§ **DIRECTION**
All the data below goes into the copy word for word, but the pictures don't.

* * * * * * * * *

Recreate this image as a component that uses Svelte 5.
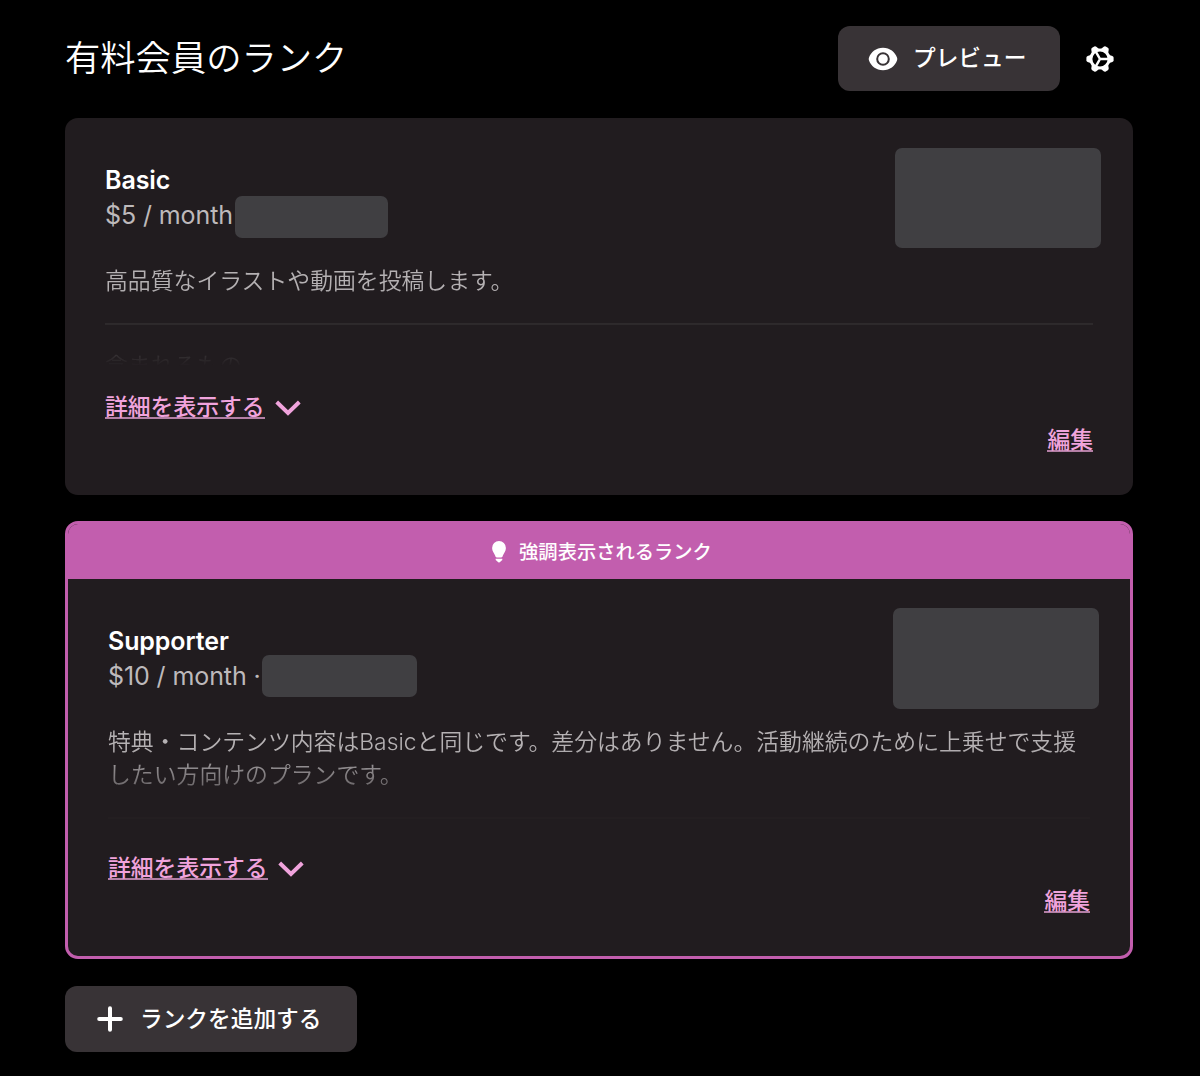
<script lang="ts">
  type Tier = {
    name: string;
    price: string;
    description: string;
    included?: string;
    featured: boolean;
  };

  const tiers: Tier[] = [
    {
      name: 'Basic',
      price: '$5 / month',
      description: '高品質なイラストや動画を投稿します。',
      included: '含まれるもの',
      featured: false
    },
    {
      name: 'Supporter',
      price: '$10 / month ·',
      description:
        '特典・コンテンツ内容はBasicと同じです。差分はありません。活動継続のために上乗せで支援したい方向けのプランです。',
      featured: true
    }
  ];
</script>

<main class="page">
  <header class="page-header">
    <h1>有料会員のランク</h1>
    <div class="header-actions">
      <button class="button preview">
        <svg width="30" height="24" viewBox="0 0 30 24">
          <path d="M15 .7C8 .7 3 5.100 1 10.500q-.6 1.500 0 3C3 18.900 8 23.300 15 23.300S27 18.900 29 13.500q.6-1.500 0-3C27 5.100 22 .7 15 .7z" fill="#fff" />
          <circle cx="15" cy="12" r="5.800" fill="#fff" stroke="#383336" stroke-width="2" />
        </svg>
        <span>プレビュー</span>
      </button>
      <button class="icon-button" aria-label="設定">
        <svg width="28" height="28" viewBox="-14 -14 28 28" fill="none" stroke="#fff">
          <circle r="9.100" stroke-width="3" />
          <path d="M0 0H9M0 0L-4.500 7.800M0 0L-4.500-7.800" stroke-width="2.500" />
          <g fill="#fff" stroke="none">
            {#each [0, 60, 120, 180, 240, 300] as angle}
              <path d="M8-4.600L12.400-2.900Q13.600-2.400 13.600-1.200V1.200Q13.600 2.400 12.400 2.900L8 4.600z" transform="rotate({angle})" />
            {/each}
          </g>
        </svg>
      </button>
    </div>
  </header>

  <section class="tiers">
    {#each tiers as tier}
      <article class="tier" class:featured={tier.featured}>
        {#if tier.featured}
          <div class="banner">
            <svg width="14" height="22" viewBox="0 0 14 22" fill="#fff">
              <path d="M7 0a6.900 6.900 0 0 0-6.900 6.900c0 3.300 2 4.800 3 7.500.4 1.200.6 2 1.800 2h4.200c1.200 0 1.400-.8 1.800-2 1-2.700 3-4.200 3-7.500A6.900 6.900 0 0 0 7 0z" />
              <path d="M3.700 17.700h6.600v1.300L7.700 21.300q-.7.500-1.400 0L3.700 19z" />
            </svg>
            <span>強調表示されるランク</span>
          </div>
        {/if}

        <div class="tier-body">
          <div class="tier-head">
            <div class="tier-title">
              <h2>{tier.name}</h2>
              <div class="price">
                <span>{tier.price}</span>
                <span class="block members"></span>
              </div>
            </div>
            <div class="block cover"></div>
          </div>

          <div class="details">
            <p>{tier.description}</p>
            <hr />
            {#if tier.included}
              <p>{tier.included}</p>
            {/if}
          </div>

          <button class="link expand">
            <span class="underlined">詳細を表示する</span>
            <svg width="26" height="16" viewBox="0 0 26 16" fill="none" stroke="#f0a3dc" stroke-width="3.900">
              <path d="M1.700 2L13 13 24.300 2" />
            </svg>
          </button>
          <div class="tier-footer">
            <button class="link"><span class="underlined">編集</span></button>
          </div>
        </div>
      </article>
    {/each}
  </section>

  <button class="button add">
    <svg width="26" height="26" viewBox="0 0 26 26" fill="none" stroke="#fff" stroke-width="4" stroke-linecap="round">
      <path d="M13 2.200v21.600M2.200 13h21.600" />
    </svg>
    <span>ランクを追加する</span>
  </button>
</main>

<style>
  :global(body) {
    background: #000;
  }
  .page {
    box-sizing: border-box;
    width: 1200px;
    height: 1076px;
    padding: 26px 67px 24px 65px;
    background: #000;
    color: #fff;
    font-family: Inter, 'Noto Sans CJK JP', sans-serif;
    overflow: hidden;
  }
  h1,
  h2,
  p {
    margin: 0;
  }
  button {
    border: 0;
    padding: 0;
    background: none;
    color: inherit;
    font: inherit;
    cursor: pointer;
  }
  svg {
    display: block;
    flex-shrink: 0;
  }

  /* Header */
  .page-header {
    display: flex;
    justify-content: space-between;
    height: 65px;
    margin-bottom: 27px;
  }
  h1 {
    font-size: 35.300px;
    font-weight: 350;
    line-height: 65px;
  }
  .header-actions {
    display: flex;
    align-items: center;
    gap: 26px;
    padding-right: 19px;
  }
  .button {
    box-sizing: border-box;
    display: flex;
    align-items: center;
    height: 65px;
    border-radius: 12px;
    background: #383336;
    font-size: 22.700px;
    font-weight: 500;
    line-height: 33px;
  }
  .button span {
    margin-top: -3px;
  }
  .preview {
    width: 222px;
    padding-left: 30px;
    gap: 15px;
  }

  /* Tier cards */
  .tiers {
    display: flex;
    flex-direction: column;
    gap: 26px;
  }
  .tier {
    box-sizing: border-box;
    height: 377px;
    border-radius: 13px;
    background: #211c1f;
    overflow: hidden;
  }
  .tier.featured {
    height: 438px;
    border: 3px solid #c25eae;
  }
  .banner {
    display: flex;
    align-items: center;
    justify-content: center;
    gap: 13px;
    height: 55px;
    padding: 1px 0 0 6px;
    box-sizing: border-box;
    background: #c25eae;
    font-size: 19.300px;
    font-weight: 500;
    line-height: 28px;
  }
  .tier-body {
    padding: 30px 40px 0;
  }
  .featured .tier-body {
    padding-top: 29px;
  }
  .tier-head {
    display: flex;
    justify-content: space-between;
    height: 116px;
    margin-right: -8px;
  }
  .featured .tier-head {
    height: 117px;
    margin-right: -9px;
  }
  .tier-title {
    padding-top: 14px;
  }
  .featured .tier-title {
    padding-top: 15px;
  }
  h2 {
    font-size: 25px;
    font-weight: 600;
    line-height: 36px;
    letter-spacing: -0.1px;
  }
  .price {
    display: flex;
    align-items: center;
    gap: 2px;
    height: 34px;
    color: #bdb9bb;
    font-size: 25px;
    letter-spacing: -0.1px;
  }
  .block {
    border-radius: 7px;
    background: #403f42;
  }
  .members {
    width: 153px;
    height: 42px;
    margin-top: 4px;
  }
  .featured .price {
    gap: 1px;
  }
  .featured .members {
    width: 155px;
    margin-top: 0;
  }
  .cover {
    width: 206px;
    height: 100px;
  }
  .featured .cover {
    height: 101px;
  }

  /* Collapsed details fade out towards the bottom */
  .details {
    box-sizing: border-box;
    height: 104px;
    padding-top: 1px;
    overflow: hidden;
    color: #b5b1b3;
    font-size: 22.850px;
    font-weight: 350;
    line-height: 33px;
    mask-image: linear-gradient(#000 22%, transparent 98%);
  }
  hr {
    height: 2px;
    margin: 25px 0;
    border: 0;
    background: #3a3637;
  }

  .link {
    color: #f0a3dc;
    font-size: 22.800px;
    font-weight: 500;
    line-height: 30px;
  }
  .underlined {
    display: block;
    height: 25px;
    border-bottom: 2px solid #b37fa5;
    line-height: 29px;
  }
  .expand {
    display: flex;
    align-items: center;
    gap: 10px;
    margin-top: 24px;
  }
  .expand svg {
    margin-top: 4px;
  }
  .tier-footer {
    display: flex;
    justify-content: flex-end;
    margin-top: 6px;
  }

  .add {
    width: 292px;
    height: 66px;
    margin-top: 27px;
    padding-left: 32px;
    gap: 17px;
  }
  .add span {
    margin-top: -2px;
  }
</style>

* * * * * * * * *

§ **RESULT OF THIS TASK**
Recreate this image as a component that uses Svelte 5.
<script lang="ts">
  type Tier = {
    name: string;
    price: string;
    description: string;
    included?: string;
    featured: boolean;
  };

  const tiers: Tier[] = [
    {
      name: 'Basic',
      price: '$5 / month',
      description: '高品質なイラストや動画を投稿します。',
      included: '含まれるもの',
      featured: false
    },
    {
      name: 'Supporter',
      price: '$10 / month ·',
      description:
        '特典・コンテンツ内容はBasicと同じです。差分はありません。活動継続のために上乗せで支援したい方向けのプランです。',
      featured: true
    }
  ];
</script>

<main class="page">
  <header class="page-header">
    <h1>有料会員のランク</h1>
    <div class="header-actions">
      <button class="button preview">
        <svg width="30" height="24" viewBox="0 0 30 24">
          <path d="M15 .7C8 .7 3 5.100 1 10.500q-.6 1.500 0 3C3 18.900 8 23.300 15 23.300S27 18.900 29 13.500q.6-1.500 0-3C27 5.100 22 .7 15 .7z" fill="#fff" />
          <circle cx="15" cy="12" r="5.800" fill="#fff" stroke="#383336" stroke-width="2" />
        </svg>
        <span>プレビュー</span>
      </button>
      <button class="icon-button" aria-label="設定">
        <svg width="28" height="28" viewBox="-14 -14 28 28" fill="none" stroke="#fff">
          <circle r="9.100" stroke-width="3" />
          <path d="M0 0H9M0 0L-4.500 7.800M0 0L-4.500-7.800" stroke-width="2.500" />
          <g fill="#fff" stroke="none">
            {#each [0, 60, 120, 180, 240, 300] as angle}
              <path d="M8-4.600L12.400-2.900Q13.600-2.400 13.600-1.200V1.200Q13.600 2.400 12.400 2.900L8 4.600z" transform="rotate({angle})" />
            {/each}
          </g>
        </svg>
      </button>
    </div>
  </header>

  <section class="tiers">
    {#each tiers as tier}
      <article class="tier" class:featured={tier.featured}>
        {#if tier.featured}
          <div class="banner">
            <svg width="14" height="22" viewBox="0 0 14 22" fill="#fff">
              <path d="M7 0a6.900 6.900 0 0 0-6.900 6.900c0 3.300 2 4.800 3 7.500.4 1.200.6 2 1.800 2h4.200c1.200 0 1.400-.8 1.800-2 1-2.700 3-4.200 3-7.500A6.900 6.900 0 0 0 7 0z" />
              <path d="M3.700 17.700h6.600v1.300L7.700 21.300q-.7.500-1.400 0L3.700 19z" />
            </svg>
            <span>強調表示されるランク</span>
          </div>
        {/if}

        <div class="tier-body">
          <div class="tier-head">
            <div class="tier-title">
              <h2>{tier.name}</h2>
              <div class="price">
                <span>{tier.price}</span>
                <span class="block members"></span>
              </div>
            </div>
            <div class="block cover"></div>
          </div>

          <div class="details">
            <p>{tier.description}</p>
            <hr />
            {#if tier.included}
              <p>{tier.included}</p>
            {/if}
          </div>

          <button class="link expand">
            <span class="underlined">詳細を表示する</span>
            <svg width="26" height="16" viewBox="0 0 26 16" fill="none" stroke="#f0a3dc" stroke-width="3.900">
              <path d="M1.700 2L13 13 24.300 2" />
            </svg>
          </button>
          <div class="tier-footer">
            <button class="link"><span class="underlined">編集</span></button>
          </div>
        </div>
      </article>
    {/each}
  </section>

  <button class="button add">
    <svg width="26" height="26" viewBox="0 0 26 26" fill="none" stroke="#fff" stroke-width="4" stroke-linecap="round">
      <path d="M13 2.200v21.600M2.200 13h21.600" />
    </svg>
    <span>ランクを追加する</span>
  </button>
</main>

<style>
  :global(body) {
    background: #000;
  }
  .page {
    box-sizing: border-box;
    width: 1200px;
    height: 1076px;
    padding: 26px 67px 24px 65px;
    background: #000;
    color: #fff;
    font-family: Inter, 'Noto Sans CJK JP', sans-serif;
    overflow: hidden;
  }
  h1,
  h2,
  p {
    margin: 0;
  }
  button {
    border: 0;
    padding: 0;
    background: none;
    color: inherit;
    font: inherit;
    cursor: pointer;
  }
  svg {
    display: block;
    flex-shrink: 0;
  }

  /* Header */
  .page-header {
    display: flex;
    justify-content: space-between;
    height: 65px;
    margin-bottom: 27px;
  }
  h1 {
    font-size: 35.300px;
    font-weight: 350;
    line-height: 65px;
  }
  .header-actions {
    display: flex;
    align-items: center;
    gap: 26px;
    padding-right: 19px;
  }
  .button {
    box-sizing: border-box;
    display: flex;
    align-items: center;
    height: 65px;
    border-radius: 12px;
    background: #383336;
    font-size: 22.700px;
    font-weight: 500;
    line-height: 33px;
  }
  .button span {
    margin-top: -3px;
  }
  .preview {
    width: 222px;
    padding-left: 30px;
    gap: 15px;
  }

  /* Tier cards */
  .tiers {
    display: flex;
    flex-direction: column;
    gap: 26px;
  }
  .tier {
    box-sizing: border-box;
    height: 377px;
    border-radius: 13px;
    background: #211c1f;
    overflow: hidden;
  }
  .tier.featured {
    height: 438px;
    border: 3px solid #c25eae;
  }
  .banner {
    display: flex;
    align-items: center;
    justify-content: center;
    gap: 13px;
    height: 55px;
    padding: 1px 0 0 6px;
    box-sizing: border-box;
    background: #c25eae;
    font-size: 19.300px;
    font-weight: 500;
    line-height: 28px;
  }
  .tier-body {
    padding: 30px 40px 0;
  }
  .featured .tier-body {
    padding-top: 29px;
  }
  .tier-head {
    display: flex;
    justify-content: space-between;
    height: 116px;
    margin-right: -8px;
  }
  .featured .tier-head {
    height: 117px;
    margin-right: -9px;
  }
  .tier-title {
    padding-top: 14px;
  }
  .featured .tier-title {
    padding-top: 15px;
  }
  h2 {
    font-size: 25px;
    font-weight: 600;
    line-height: 36px;
    letter-spacing: -0.1px;
  }
  .price {
    display: flex;
    align-items: center;
    gap: 2px;
    height: 34px;
    color: #bdb9bb;
    font-size: 25px;
    letter-spacing: -0.1px;
  }
  .block {
    border-radius: 7px;
    background: #403f42;
  }
  .members {
    width: 153px;
    height: 42px;
    margin-top: 4px;
  }
  .featured .price {
    gap: 1px;
  }
  .featured .members {
    width: 155px;
    margin-top: 0;
  }
  .cover {
    width: 206px;
    height: 100px;
  }
  .featured .cover {
    height: 101px;
  }

  /* Collapsed details fade out towards the bottom */
  .details {
    box-sizing: border-box;
    height: 104px;
    padding-top: 1px;
    overflow: hidden;
    color: #b5b1b3;
    font-size: 22.850px;
    font-weight: 350;
    line-height: 33px;
    mask-image: linear-gradient(#000 22%, transparent 98%);
  }
  hr {
    height: 2px;
    margin: 25px 0;
    border: 0;
    background: #3a3637;
  }

  .link {
    color: #f0a3dc;
    font-size: 22.800px;
    font-weight: 500;
    line-height: 30px;
  }
  .underlined {
    display: block;
    height: 25px;
    border-bottom: 2px solid #b37fa5;
    line-height: 29px;
  }
  .expand {
    display: flex;
    align-items: center;
    gap: 10px;
    margin-top: 24px;
  }
  .expand svg {
    margin-top: 4px;
  }
  .tier-footer {
    display: flex;
    justify-content: flex-end;
    margin-top: 6px;
  }

  .add {
    width: 292px;
    height: 66px;
    margin-top: 27px;
    padding-left: 32px;
    gap: 17px;
  }
  .add span {
    margin-top: -2px;
  }
</style>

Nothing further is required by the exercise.